Katrina: She raised some serious questions

Why did New Orleans’ Mayor C. Ray Nagin and Louisiana Governor Kathleen Blanco turn deaf ears to the pleadings of National Hurricane Center Director, Dr. Max Mayfield, to evacuate New Orleans on the Friday before Katrina hit on Sunday? On that same night, why did Governor Blanco and Mayor Nagin refuse the pleas of President Bush to evacuate New Orleans immediately and to sign the documents clearing the way for federal intervention, to include federalization of the Louisiana National Guard and for the deployment of federal troops?

Well, we now know the Mayor of New Orleans, C. Ray Nagin, is incompetent. Not because he is an African-American, but because he is incompetent. We now know Louisiana Governor Kathleen Blanco is incompetent. Not because she is White and wanted Blacks to drown, but because she is incompetent.

We now know the federal government – especially, the Department of Homeland Security (DHS) and the Federal Emergency Management Agency (FEMA) -- cannot assume that local and state officials are competent to recognize the need for federal assistance and call for it on a timely basis. Nor can DHS and FEMA assume that local and state officials actually spend the federal money they are granted for emergency planning and execution. And, while FEMA is not a first-responder, it needs to be faster.

So, here’s at least a partial answer: Federal grants for emergency planning represent a pool of monetary largesse that gives mayors and governors a lot of political clout. Money is a fungible community that corrupt politicians can make flow into pet projects such as floating casinos and luxury marinas for New Orleans or to reward those who support a governor’s pet projects and to punish those who do not.

Moreover, once federal disaster money is spent, it then becomes subject to federal audit to see how it was spent.

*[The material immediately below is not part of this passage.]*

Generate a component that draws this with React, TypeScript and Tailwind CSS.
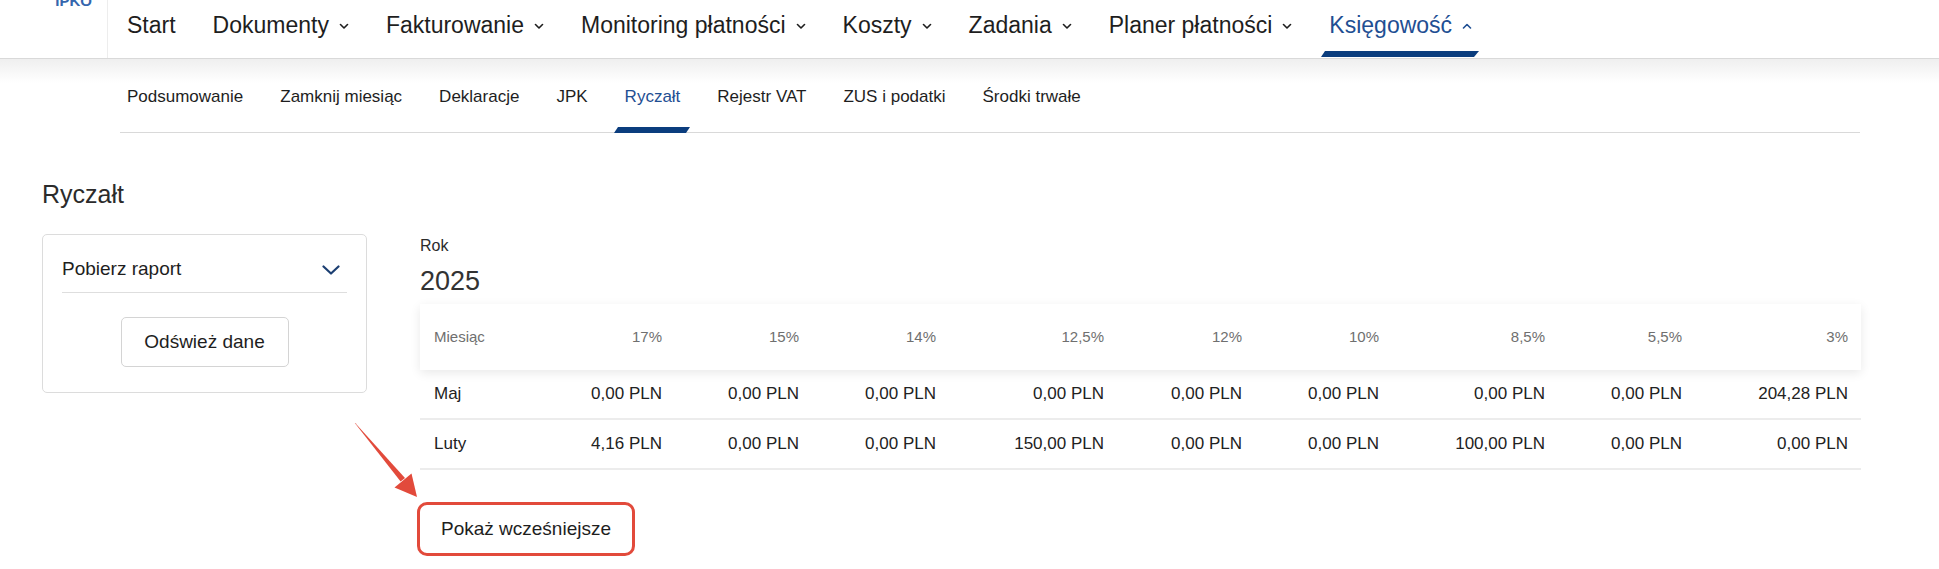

Ergo: Congress has set up a system of perverse incentives that cause corrupt local and state officials to husband their federal disaster dollars rather than spend them for their intended purposes.

But we must be careful to not learn the wrong lessons from Katrina. Not all cities and no all states have histories of corruption on a scale to match that of New Orleans and Louisiana. For example, Kansas, Nebraska and, especially, Oklahoma are models of how to administer disaster grants.

We now know the extreme environmentalists prevented the U.S. Army Corps of Engineers from getting needed funding for a series of flood gates that could have prevented the New Orleans disaster.

But the bottom line of the New Orleans and coastal Mississippi and Alabama disasters is that we, as a nation, are not as ready as we should be to deal with an attack by the Islamo-fascists using Weapons of Mass Destruction. Congress needs to change the laws so a President can do what needs to be done without waiting on local and state officials to sort through their political priorities and respond. We might consider the repeal of the Posse Comitatus Act so Presidents can use our military to enforce local criminal aw. Localities must make and practice mass evacuation plans like those practiced by our military in Europe.

But, for those of us who marched for Dr. King in the 1960s, the most painful lesson of Katrina is that our dreams of integrated and upwardly mobile minorities achieving the American Dream obviously did not come true in the poor areas of New Orleans. Maybe, that was just our dream? Or, maybe minorities had the same dream but it was hi-jacked by President Lyndon Johnson’s Great Society that gave them a hand-out instead of a hand-up? Thirty-percent of New Orleans households were headed by women with children. The more children, the larger the welfare checks.

We can fix the levees and drain the swamp of New Orleans. But how do we fix human beings dependent on welfare programs and refusing evacuation lest they miss their next welfare check? That is the larger question raised by Hurricane Katrina.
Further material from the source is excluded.